On 1st December 2018, the industry’s major players gathered at a star-studded gala ceremony in Lisbon’s historic Pátio da Galé for the World Travel Awards Grand Final, to discover who amongst them had been crowned the finest in the world.
Competition for the best-island category was stiff, as always; but Madeira beat the likes of the Seychelles, the Maldives, Bali and St Lucia to the top prize. Again – having taken the top spot in 2015, 2016 and 2017.
And now, of course, in 2018. So just what is it that makes the ‘Green Pearl of the Atlantic’ such a consistent world-beater?
Perhaps the clue’s in the name. Or rather, the nickname. The ‘Green Pearl’ epithet (Madeira is also known, less poetically, as the 'Floating Flower Pot’) alludes to the astonishing variety of vibrant flora that grows almost year-round on the island thanks to a near-permanent spring-like climate, and which is celebrated every year at the Flower Festival (below) in capital Funchal, just after Easter.

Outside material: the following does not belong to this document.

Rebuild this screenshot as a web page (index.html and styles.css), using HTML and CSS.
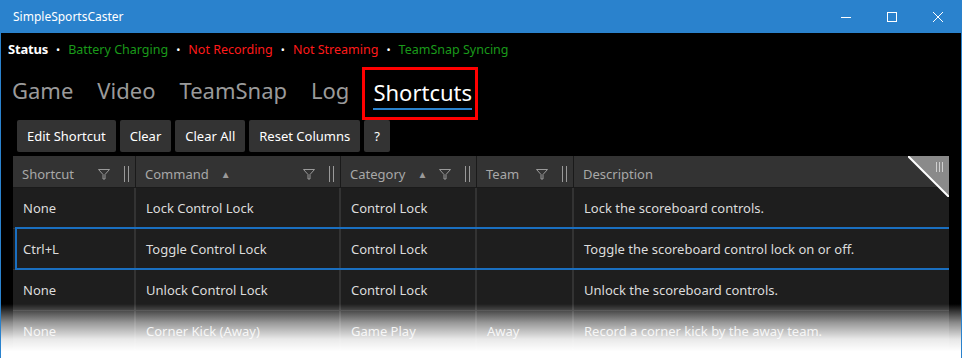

Or maybe it’s the stunning topology: vertiginous cliffs such as Cabo Girão (at top), the second-highest sea cliff in Europe; the mountainous hinterland, all tall peaks and plunging valleys, where you can walk above the clouds at Pico Ruivo (below), Madeira’s highest point, and breathe the clearest of clear air;
or the jaw-dropping coastline (below), with the vastness of the Atlantic Ocean stretching out before you, as far as the eye can see:
Perhaps it’s the levadas – the network of manmade irrigation channels that crisscross the island, taking water from the west and north-west to the drier south-east. The oldest levadas date from the 16th Century, the newest from the 1940s; but the walks alongside these channels are some of the finest to be found anywhere: long, short, easy or challenging, but all the while surrounded by magnificent scenery (below).

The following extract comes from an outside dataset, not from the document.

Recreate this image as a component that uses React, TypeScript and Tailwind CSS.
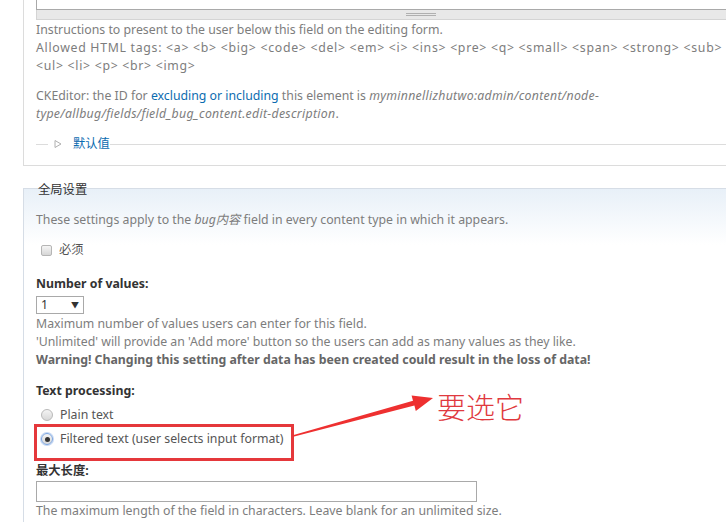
import React from "react";

const Radio = ({ checked }: { checked?: boolean }) => (
  <span
    className={`inline-flex w-[12px] h-[12px] rounded-full items-center justify-center bg-gradient-to-b from-[#f4f4f4] to-[#d8d8d8] ${
      checked ? "border border-[#7aa4e0] shadow-[0_0_0_1px_#c6d8f3]" : "border border-[#b9b9b9]"
    }`}
  >
    {checked && <span className="w-[5px] h-[5px] rounded-full bg-[#333]" />}
  </span>
);

export default function App() {
  return (
    <div
      className="relative w-[726px] h-[522px] overflow-hidden bg-white text-[12.3px] leading-[18px] text-[#7d7d7d]"
      style={{ fontFamily: '"Noto Sans", "Noto Sans CJK SC", sans-serif' }}
    >
      <div className="pl-[23px] w-[820px]">
        {/* Field description block */}
        <div className="border-l border-b border-[#dcdcdc] pl-[12px] h-[166px]">
          <div className="h-[10px] border-l border-b border-[#a9a9a9] bg-white" />
          <div className="h-[10px] bg-[#e8e8e8] border-l border-b border-[#d4d4d4] flex items-center">
            <div className="ml-[369px] w-[30px] flex flex-col gap-[1px]">
              <span className="h-px bg-[#b0b0b0]" />
              <span className="h-px bg-[#b0b0b0]" />
            </div>
          </div>
          <div className="mt-[1px] whitespace-nowrap">
            Instructions to present to the user below this field on the editing form.
            <br />
            <span className="tracking-[0.7px]">
              Allowed HTML tags: &lt;a&gt; &lt;b&gt; &lt;big&gt; &lt;code&gt; &lt;del&gt; &lt;em&gt; &lt;i&gt; &lt;ins&gt; &lt;pre&gt; &lt;q&gt; &lt;small&gt; &lt;span&gt; &lt;strong&gt; &lt;sub&gt; &lt;sup&gt;
            </span>
            <br />
            <span className="tracking-[0.7px]">&lt;ul&gt; &lt;li&gt; &lt;p&gt; &lt;br&gt; &lt;img&gt;</span>
          </div>
          <div className="mt-[12px] whitespace-nowrap">
            CKEditor: the ID for <span className="text-[#0b6cb0]">excluding or including</span> this element is{" "}
            <em className="tracking-[0.3px]">myminnellizhutwo:admin/content/node-</em>
            <br />
            <em className="tracking-[0.3px]">type/allbug/fields/field_bug_content.edit-description</em>.
          </div>
          <div className="mt-[12px] flex items-center h-[18px]">
            <span className="w-[12px] h-px bg-[#dcdcdc]" />
            <svg width="12" height="12" viewBox="0 0 12 12" className="ml-[4px]">
              <path d="M3 2.5 L9 6 L3 9.5 Z" fill="none" stroke="#b0b0b0" strokeWidth="1" />
            </svg>
            <span className="ml-[9px] text-[#0b6cb0]">默认值</span>
            <span className="flex-1 h-px bg-[#dcdcdc]" />
          </div>
        </div>

        {/* Global settings */}
        <div className="relative mt-[22px] border-l border-t border-[#d6dde6] h-[400px] bg-gradient-to-b from-[#e8f0f8] via-white via-[14%] to-white pl-[12px]">
          <span className="absolute left-[14px] -top-[8px] text-[#333] leading-[18px]">全局设置</span>
          <div className="pt-[22px]">
            These settings apply to the <em>bug内容</em> field in every content type in which it appears.
          </div>
          <div className="mt-[12px] flex items-center h-[18px]">
            <span className="ml-[5px] w-[11px] h-[11px] rounded-[2px] border border-[#b5b5b5] bg-gradient-to-b from-[#f5f5f5] to-[#d6d6d6]" />
            <span className="ml-[7px] text-[#555]">必须</span>
          </div>
          <div className="mt-[16px] font-bold text-[#333]">Number of values:</div>
          <div className="mt-[3px] w-[48px] h-[18px] border border-[#a9a9a9] bg-white flex items-center justify-between px-[4px] text-[#333]">
            <span>1</span>
            <span className="text-[8px] leading-none">▼</span>
          </div>
          <div className="mt-[1px]">
            Maximum number of values users can enter for this field.
            <br />
            'Unlimited' will provide an 'Add more' button so the users can add as many values as they like.
            <br />
            <strong className="text-[#666]">
              Warning! Changing this setting after data has been created could result in the loss of data!
            </strong>
          </div>
          <div className="mt-[13px] font-bold text-[#333]">Text processing:</div>
          <div className="mt-[6px] flex items-center h-[18px]">
            <span className="ml-[5px] flex">
              <Radio />
            </span>
            <span className="ml-[7px] text-[#555]">Plain text</span>
          </div>
          <div className="mt-[6px] flex items-center h-[18px]">
            <span className="ml-[5px] flex">
              <Radio checked />
            </span>
            <span className="ml-[7px] text-[#555]">Filtered text (user selects input format)</span>
          </div>
          <div className="mt-[14px] font-bold text-[#333]">最大长度:</div>
          <div className="mt-[1px] w-[441px] h-[21px] border border-[#a9a9a9] bg-white" />
          <div>The maximum length of the field in characters. Leave blank for an unlimited size.</div>
        </div>
      </div>

      {/* Annotation */}
      <div className="absolute left-[34px] top-[424px] w-[260px] h-[37px] border-[3px] border-[#e5383b]" />
      <svg className="absolute left-0 top-0" width="726" height="522" viewBox="0 0 726 522">
        <polygon
          points="292.8,435.2 413,400.8 411.6,395.5 433,398 415.8,410.9 414.4,405.6 293.2,436.8"
          fill="#ee3030"
        />
      </svg>
      <span
        className="absolute left-[437px] top-[388px] text-[29px] leading-[36px] font-light text-[#e0393e]"
        style={{ fontFamily: '"Noto Sans CJK SC", sans-serif' }}
      >
        要选它
      </span>
    </div>
  );
}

Or maybe it’s the island’s picturesque villages, towns and cities. The pretty fishing village of Câmara de Lobos, just round the corner from Cabo Girão. Porto Moniz, at Madeira’s furthest north-western tip. Or Funchal (below) – which you can see shimmering below Cabo Girão, just eight kms to the east – surely one of the world’s most beautiful natural harbours, and a city filled with history, architectural elegance and sophistication, as well as friendliness and fun.
A mixture of these, and more – much more – besides? That’s what we reckon. There’s no great mystery, in the end, as to why Madeira consistently takes the laurels: the island’s myriad attractions – its location, its history, its climate, colours and astounding natural beauty – make Madeira as close to an island paradise as you’ll find.
Simple, really.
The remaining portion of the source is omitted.